# Start of Provided material
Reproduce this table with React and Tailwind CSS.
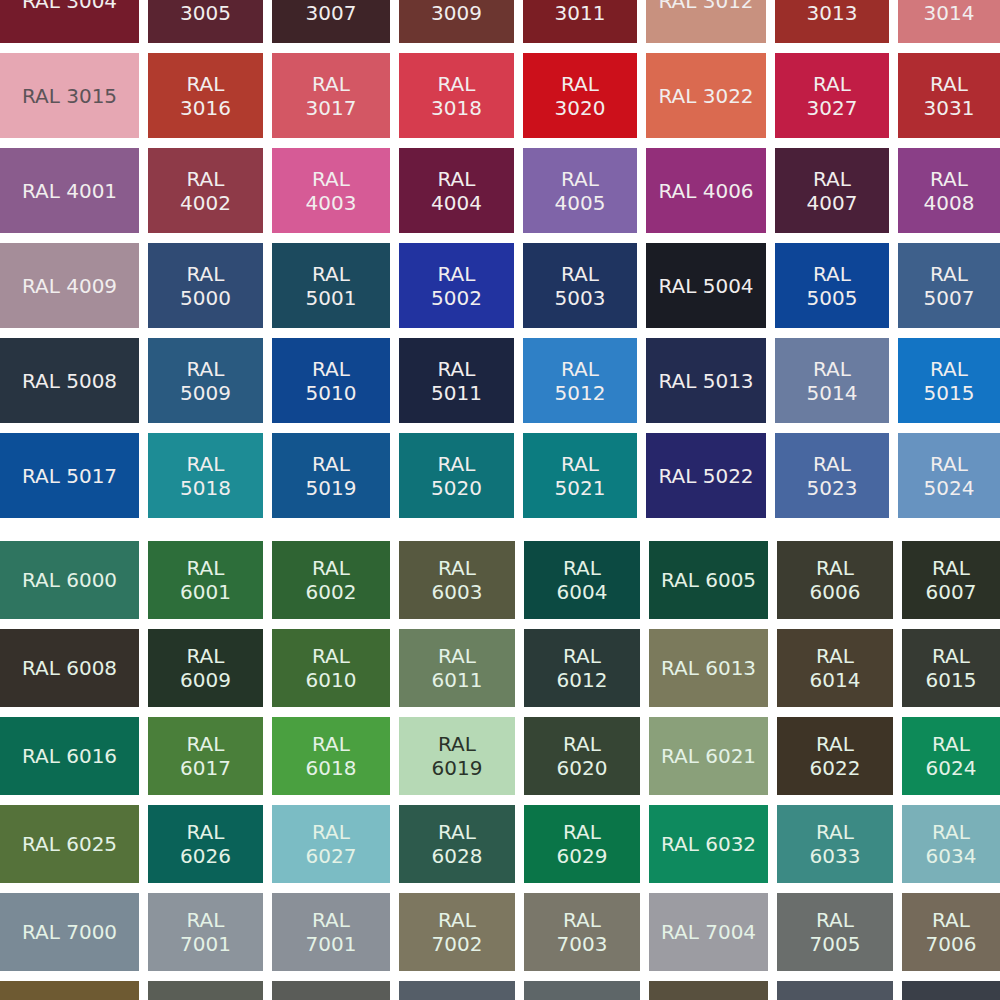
const upper = [
  [
    ['3004', 'bg-[#741b2b]'],
    ['3005', 'bg-[#5a2431]'],
    ['3007', 'bg-[#3e2428]'],
    ['3009', 'bg-[#6c3630]'],
    ['3011', 'bg-[#7b1e24]'],
    ['3012', 'bg-[#c8917f]'],
    ['3013', 'bg-[#9b2e29]'],
    ['3014', 'bg-[#d2787c]'],
  ],
  [
    ['3015', 'bg-[#e6a7b3]', 'text-[#5c5458]'],
    ['3016', 'bg-[#b13b2e]'],
    ['3017', 'bg-[#d35764]'],
    ['3018', 'bg-[#d63c4e]'],
    ['3020', 'bg-[#cc101b]'],
    ['3022', 'bg-[#da6a50]'],
    ['3027', 'bg-[#c11d45]'],
    ['3031', 'bg-[#b02c31]'],
  ],
  [
    ['4001', 'bg-[#8a5c8d]'],
    ['4002', 'bg-[#8e3a48]'],
    ['4003', 'bg-[#d65b96]'],
    ['4004', 'bg-[#6a1a3e]'],
    ['4005', 'bg-[#7f64a8]'],
    ['4006', 'bg-[#932f7a]'],
    ['4007', 'bg-[#4a2039]'],
    ['4008', 'bg-[#8a3f87]'],
  ],
  [
    ['4009', 'bg-[#a58d99]'],
    ['5000', 'bg-[#304b74]'],
    ['5001', 'bg-[#1c4a5e]'],
    ['5002', 'bg-[#2233a0]'],
    ['5003', 'bg-[#1f3460]'],
    ['5004', 'bg-[#1a1c24]'],
    ['5005', 'bg-[#0d4597]'],
    ['5007', 'bg-[#3e608b]'],
  ],
  [
    ['5008', 'bg-[#283441]'],
    ['5009', 'bg-[#2a5a80]'],
    ['5010', 'bg-[#0f4690]'],
    ['5011', 'bg-[#1c2540]'],
    ['5012', 'bg-[#2f80c6]'],
    ['5013', 'bg-[#232c50]'],
    ['5014', 'bg-[#6a7ca0]'],
    ['5015', 'bg-[#1374c4]'],
  ],
  [
    ['5017', 'bg-[#0c4f98]'],
    ['5018', 'bg-[#1d8c95]'],
    ['5019', 'bg-[#13558e]'],
    ['5020', 'bg-[#0f7278]'],
    ['5021', 'bg-[#0c7c80]'],
    ['5022', 'bg-[#27266a]'],
    ['5023', 'bg-[#4867a0]'],
    ['5024', 'bg-[#6793c0]'],
  ],
];

const lower = [
  [
    ['6000', 'bg-[#2f7560]'],
    ['6001', 'bg-[#2d6e3a]'],
    ['6002', 'bg-[#2f6433]'],
    ['6003', 'bg-[#575940]'],
    ['6004', 'bg-[#0c4a42]'],
    ['6005', 'bg-[#114a38]'],
    ['6006', 'bg-[#3c3c30]'],
    ['6007', 'bg-[#2b3126]'],
  ],
  [
    ['6008', 'bg-[#36302a]'],
    ['6009', 'bg-[#243528]'],
    ['6010', 'bg-[#3e6a33]'],
    ['6011', 'bg-[#6a8060]'],
    ['6012', 'bg-[#2a3a38]'],
    ['6013', 'bg-[#7b7a5c]'],
    ['6014', 'bg-[#4a4030]'],
    ['6015', 'bg-[#363a33]'],
  ],
  [
    ['6016', 'bg-[#0b6b52]'],
    ['6017', 'bg-[#4a7f3a]'],
    ['6018', 'bg-[#4aa040]'],
    ['6019', 'bg-[#b6d9b5]', 'text-[#2a332a]'],
    ['6020', 'bg-[#364534]'],
    ['6021', 'bg-[#8aa07a]'],
    ['6022', 'bg-[#3e3426]'],
    ['6024', 'bg-[#0d8a58]'],
  ],
  [
    ['6025', 'bg-[#55723a]'],
    ['6026', 'bg-[#0a6258]'],
    ['6027', 'bg-[#7bbcc4]'],
    ['6028', 'bg-[#2d5a4c]'],
    ['6029', 'bg-[#0a7548]'],
    ['6032', 'bg-[#0e8a5e]'],
    ['6033', 'bg-[#3c8a84]'],
    ['6034', 'bg-[#7ab0b8]'],
  ],
  [
    ['7000', 'bg-[#7a8a96]'],
    ['7001', 'bg-[#8c949c]'],
    ['7001', 'bg-[#8a9098]'],
    ['7002', 'bg-[#7d7760]'],
    ['7003', 'bg-[#7a776a]'],
    ['7004', 'bg-[#9c9ca2]'],
    ['7005', 'bg-[#6a6e6c]'],
    ['7006', 'bg-[#756a5a]'],
  ],
  [
    ['7008', 'bg-[#6e5a32]'],
    ['7009', 'bg-[#5a5e56]'],
    ['7010', 'bg-[#5a5c58]'],
    ['7011', 'bg-[#555e68]'],
    ['7012', 'bg-[#5e6668]'],
    ['7013', 'bg-[#58503e]'],
    ['7015', 'bg-[#4e5560]'],
    ['7016', 'bg-[#3a3f48]'],
  ],
];

// first and sixth column carry the label on one line
const Swatch = ({ code, bg, fg, wide }) => (
  <div className={`flex items-center justify-center text-center ${bg} ${fg || 'text-[#f1eeee]'}`}>
    {wide ? (
      <span>RAL {code}</span>
    ) : (
      <span>
        RAL
        <br />
        {code}
      </span>
    )}
  </div>
);

const App = () => {
  return (
    <div className="h-[1000px] overflow-hidden bg-white font-['DejaVu_Sans',sans-serif] text-[20px] leading-[24px]">
      <div className="-mt-[42px] flex flex-col">
        <div className="grid grid-cols-[139px_115px_118px_115px_114px_120px_114px_1fr] auto-rows-[85px] gap-x-[9px] gap-y-[10px]">
          {upper.map((row) =>
            row.map(([code, bg, fg], i) => (
              <Swatch key={code + i} code={code} bg={bg} fg={fg} wide={i === 0 || i === 5} />
            ))
          )}
        </div>

        <div className="mt-[23px] grid grid-cols-[139px_115px_118px_116px_116px_119px_116px_1fr] auto-rows-[78px] gap-x-[9px] gap-y-[10px]">
          {lower.map((row, r) =>
            row.map(([code, bg, fg], i) => (
              <Swatch key={r + '-' + i} code={code} bg={bg} fg={fg || 'text-[#e4f2e6]'} wide={i === 0 || i === 5} />
            ))
          )}
        </div>
      </div>
    </div>
  );
};

export default App;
# End of Provided material
Reproduce the listing word for word and omit its pictures.

Reproduce this table with React and Tailwind CSS.
const upper = [
  [
    ['3004', 'bg-[#741b2b]'],
    ['3005', 'bg-[#5a2431]'],
    ['3007', 'bg-[#3e2428]'],
    ['3009', 'bg-[#6c3630]'],
    ['3011', 'bg-[#7b1e24]'],
    ['3012', 'bg-[#c8917f]'],
    ['3013', 'bg-[#9b2e29]'],
    ['3014', 'bg-[#d2787c]'],
  ],
  [
    ['3015', 'bg-[#e6a7b3]', 'text-[#5c5458]'],
    ['3016', 'bg-[#b13b2e]'],
    ['3017', 'bg-[#d35764]'],
    ['3018', 'bg-[#d63c4e]'],
    ['3020', 'bg-[#cc101b]'],
    ['3022', 'bg-[#da6a50]'],
    ['3027', 'bg-[#c11d45]'],
    ['3031', 'bg-[#b02c31]'],
  ],
  [
    ['4001', 'bg-[#8a5c8d]'],
    ['4002', 'bg-[#8e3a48]'],
    ['4003', 'bg-[#d65b96]'],
    ['4004', 'bg-[#6a1a3e]'],
    ['4005', 'bg-[#7f64a8]'],
    ['4006', 'bg-[#932f7a]'],
    ['4007', 'bg-[#4a2039]'],
    ['4008', 'bg-[#8a3f87]'],
  ],
  [
    ['4009', 'bg-[#a58d99]'],
    ['5000', 'bg-[#304b74]'],
    ['5001', 'bg-[#1c4a5e]'],
    ['5002', 'bg-[#2233a0]'],
    ['5003', 'bg-[#1f3460]'],
    ['5004', 'bg-[#1a1c24]'],
    ['5005', 'bg-[#0d4597]'],
    ['5007', 'bg-[#3e608b]'],
  ],
  [
    ['5008', 'bg-[#283441]'],
    ['5009', 'bg-[#2a5a80]'],
    ['5010', 'bg-[#0f4690]'],
    ['5011', 'bg-[#1c2540]'],
    ['5012', 'bg-[#2f80c6]'],
    ['5013', 'bg-[#232c50]'],
    ['5014', 'bg-[#6a7ca0]'],
    ['5015', 'bg-[#1374c4]'],
  ],
  [
    ['5017', 'bg-[#0c4f98]'],
    ['5018', 'bg-[#1d8c95]'],
    ['5019', 'bg-[#13558e]'],
    ['5020', 'bg-[#0f7278]'],
    ['5021', 'bg-[#0c7c80]'],
    ['5022', 'bg-[#27266a]'],
    ['5023', 'bg-[#4867a0]'],
    ['5024', 'bg-[#6793c0]'],
  ],
];

const lower = [
  [
    ['6000', 'bg-[#2f7560]'],
    ['6001', 'bg-[#2d6e3a]'],
    ['6002', 'bg-[#2f6433]'],
    ['6003', 'bg-[#575940]'],
    ['6004', 'bg-[#0c4a42]'],
    ['6005', 'bg-[#114a38]'],
    ['6006', 'bg-[#3c3c30]'],
    ['6007', 'bg-[#2b3126]'],
  ],
  [
    ['6008', 'bg-[#36302a]'],
    ['6009', 'bg-[#243528]'],
    ['6010', 'bg-[#3e6a33]'],
    ['6011', 'bg-[#6a8060]'],
    ['6012', 'bg-[#2a3a38]'],
    ['6013', 'bg-[#7b7a5c]'],
    ['6014', 'bg-[#4a4030]'],
    ['6015', 'bg-[#363a33]'],
  ],
  [
    ['6016', 'bg-[#0b6b52]'],
    ['6017', 'bg-[#4a7f3a]'],
    ['6018', 'bg-[#4aa040]'],
    ['6019', 'bg-[#b6d9b5]', 'text-[#2a332a]'],
    ['6020', 'bg-[#364534]'],
    ['6021', 'bg-[#8aa07a]'],
    ['6022', 'bg-[#3e3426]'],
    ['6024', 'bg-[#0d8a58]'],
  ],
  [
    ['6025', 'bg-[#55723a]'],
    ['6026', 'bg-[#0a6258]'],
    ['6027', 'bg-[#7bbcc4]'],
    ['6028', 'bg-[#2d5a4c]'],
    ['6029', 'bg-[#0a7548]'],
    ['6032', 'bg-[#0e8a5e]'],
    ['6033', 'bg-[#3c8a84]'],
    ['6034', 'bg-[#7ab0b8]'],
  ],
  [
    ['7000', 'bg-[#7a8a96]'],
    ['7001', 'bg-[#8c949c]'],
    ['7001', 'bg-[#8a9098]'],
    ['7002', 'bg-[#7d7760]'],
    ['7003', 'bg-[#7a776a]'],
    ['7004', 'bg-[#9c9ca2]'],
    ['7005', 'bg-[#6a6e6c]'],
    ['7006', 'bg-[#756a5a]'],
  ],
  [
    ['7008', 'bg-[#6e5a32]'],
    ['7009', 'bg-[#5a5e56]'],
    ['7010', 'bg-[#5a5c58]'],
    ['7011', 'bg-[#555e68]'],
    ['7012', 'bg-[#5e6668]'],
    ['7013', 'bg-[#58503e]'],
    ['7015', 'bg-[#4e5560]'],
    ['7016', 'bg-[#3a3f48]'],
  ],
];

// first and sixth column carry the label on one line
const Swatch = ({ code, bg, fg, wide }) => (
  <div className={`flex items-center justify-center text-center ${bg} ${fg || 'text-[#f1eeee]'}`}>
    {wide ? (
      <span>RAL {code}</span>
    ) : (
      <span>
        RAL
        <br />
        {code}
      </span>
    )}
  </div>
);

const App = () => {
  return (
    <div className="h-[1000px] overflow-hidden bg-white font-['DejaVu_Sans',sans-serif] text-[20px] leading-[24px]">
      <div className="-mt-[42px] flex flex-col">
        <div className="grid grid-cols-[139px_115px_118px_115px_114px_120px_114px_1fr] auto-rows-[85px] gap-x-[9px] gap-y-[10px]">
          {upper.map((row) =>
            row.map(([code, bg, fg], i) => (
              <Swatch key={code + i} code={code} bg={bg} fg={fg} wide={i === 0 || i === 5} />
            ))
          )}
        </div>

        <div className="mt-[23px] grid grid-cols-[139px_115px_118px_116px_116px_119px_116px_1fr] auto-rows-[78px] gap-x-[9px] gap-y-[10px]">
          {lower.map((row, r) =>
            row.map(([code, bg, fg], i) => (
              <Swatch key={r + '-' + i} code={code} bg={bg} fg={fg || 'text-[#e4f2e6]'} wide={i === 0 || i === 5} />
            ))
          )}
        </div>
      </div>
    </div>
  );
};

export default App;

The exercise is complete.